Understanding Mitigation Blocks

  • Mitigation blocks identify areas where the market shifts direction, typically after breaking support in a bearish scenario.
  • Key is recognizing step-ladder price moves (selling rallies in bear markets, buying declines in bull markets).
  • Institutional reference points help define resistance (bearish) and support (bullish) levels.
  • Wait for price to confirm selling pressure at anticipated resistance before taking action.

Market Structure Shifts and the M Pattern

  • An M pattern forms when the market fails to make new highs and breaks below an old low, signaling a bearish market structure shift.
  • The break below the recent low confirms that sellers are now controlling the market.
  • Focus shifts to the range between the short-term low and high for potential mitigation block entries.

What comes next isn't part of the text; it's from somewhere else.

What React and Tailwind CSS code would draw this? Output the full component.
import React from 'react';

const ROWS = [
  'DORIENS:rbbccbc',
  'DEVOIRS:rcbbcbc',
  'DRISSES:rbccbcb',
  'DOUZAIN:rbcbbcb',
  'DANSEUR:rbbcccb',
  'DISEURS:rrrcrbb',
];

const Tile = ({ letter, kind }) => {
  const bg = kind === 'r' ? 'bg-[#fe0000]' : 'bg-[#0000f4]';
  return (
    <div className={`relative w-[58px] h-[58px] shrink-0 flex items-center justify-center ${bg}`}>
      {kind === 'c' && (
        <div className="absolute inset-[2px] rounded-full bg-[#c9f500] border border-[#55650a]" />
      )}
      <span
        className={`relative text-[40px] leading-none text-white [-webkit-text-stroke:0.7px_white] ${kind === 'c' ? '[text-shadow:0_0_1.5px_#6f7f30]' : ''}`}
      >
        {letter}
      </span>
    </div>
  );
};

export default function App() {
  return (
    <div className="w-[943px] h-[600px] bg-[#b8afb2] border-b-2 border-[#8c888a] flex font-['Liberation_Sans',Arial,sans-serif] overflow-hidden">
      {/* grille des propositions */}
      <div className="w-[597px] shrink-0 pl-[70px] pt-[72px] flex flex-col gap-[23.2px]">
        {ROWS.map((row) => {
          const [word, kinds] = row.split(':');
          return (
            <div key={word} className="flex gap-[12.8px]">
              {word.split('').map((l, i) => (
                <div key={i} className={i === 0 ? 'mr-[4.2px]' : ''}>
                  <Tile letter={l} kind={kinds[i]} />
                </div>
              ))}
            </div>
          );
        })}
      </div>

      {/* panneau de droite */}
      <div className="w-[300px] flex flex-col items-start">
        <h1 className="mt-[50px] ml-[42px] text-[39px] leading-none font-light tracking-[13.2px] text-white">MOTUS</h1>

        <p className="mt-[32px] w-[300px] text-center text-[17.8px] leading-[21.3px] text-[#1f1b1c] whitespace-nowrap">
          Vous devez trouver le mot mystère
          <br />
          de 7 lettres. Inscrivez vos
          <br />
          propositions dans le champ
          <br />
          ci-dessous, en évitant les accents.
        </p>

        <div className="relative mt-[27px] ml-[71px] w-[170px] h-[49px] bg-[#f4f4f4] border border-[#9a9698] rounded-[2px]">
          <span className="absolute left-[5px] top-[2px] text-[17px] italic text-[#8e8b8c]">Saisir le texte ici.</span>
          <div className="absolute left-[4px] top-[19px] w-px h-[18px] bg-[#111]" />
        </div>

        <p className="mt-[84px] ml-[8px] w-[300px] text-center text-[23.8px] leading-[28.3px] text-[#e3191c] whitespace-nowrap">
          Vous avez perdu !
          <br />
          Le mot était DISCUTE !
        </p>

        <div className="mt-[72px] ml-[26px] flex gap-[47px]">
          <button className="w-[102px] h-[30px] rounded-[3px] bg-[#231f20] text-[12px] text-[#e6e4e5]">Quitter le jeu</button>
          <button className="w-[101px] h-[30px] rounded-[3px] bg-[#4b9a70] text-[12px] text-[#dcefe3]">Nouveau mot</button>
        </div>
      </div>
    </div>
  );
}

Identifying and Using Mitigation Blocks

  • The last down candle before a short-term rally is crucial for identifying a mitigation block in a bearish context.
  • When price revisits the old low or mitigation block after a breakdown, it is an opportunity to sell.
  • Three reference points (A, B, C) help analyze retracements: A to B (initial rally), B to C (breakdown), return to A is a selling zone.
  • Selling the retracement into the mitigation block targets liquidity below recent lows or support levels.

Practical Application and Example

  • Each rally to a previous short-term low or last down candle can present a new sell opportunity.
  • When price overshoots but stays within the body of the last down candle, the mitigation block is still valid.
  • Use bodies of candles (open/close range) as key mitigation block reference, not just their lows.
  • Place stops just above the mitigation block candle to manage risk.

Liquidity Voids and Equilibrium

  • A liquidity void is a price area with little trading activity; the equilibrium (midpoint) can act as a price target.
  • Price often moves from the mitigation block down into the liquidity void’s equilibrium after a market structure shift.

Key Terms & Definitions

  • Mitigation Block — The last up or down candle before a reversal, used as a reference for entries after a structure break.
  • Market Structure Shift — A change in the trend, signaled by breaking previous highs/lows.
  • Liquidity Void — A zone of low trading volume, often acting as a target after structure shifts.
  • Equilibrium — The midpoint of the liquidity void, serving as a common profit-taking area.
  • Buyer's Remorse — When previous buyers sell after price returns to a broken support/resistance.

Action Items / Next Steps

  • Review the PDF file for December 2016 ICT mentorship for more on mitigation blocks.
  • Practice identifying mitigation blocks and market structure shifts on chart examples.
  • Prepare questions for the next session on advanced mitigation block concepts.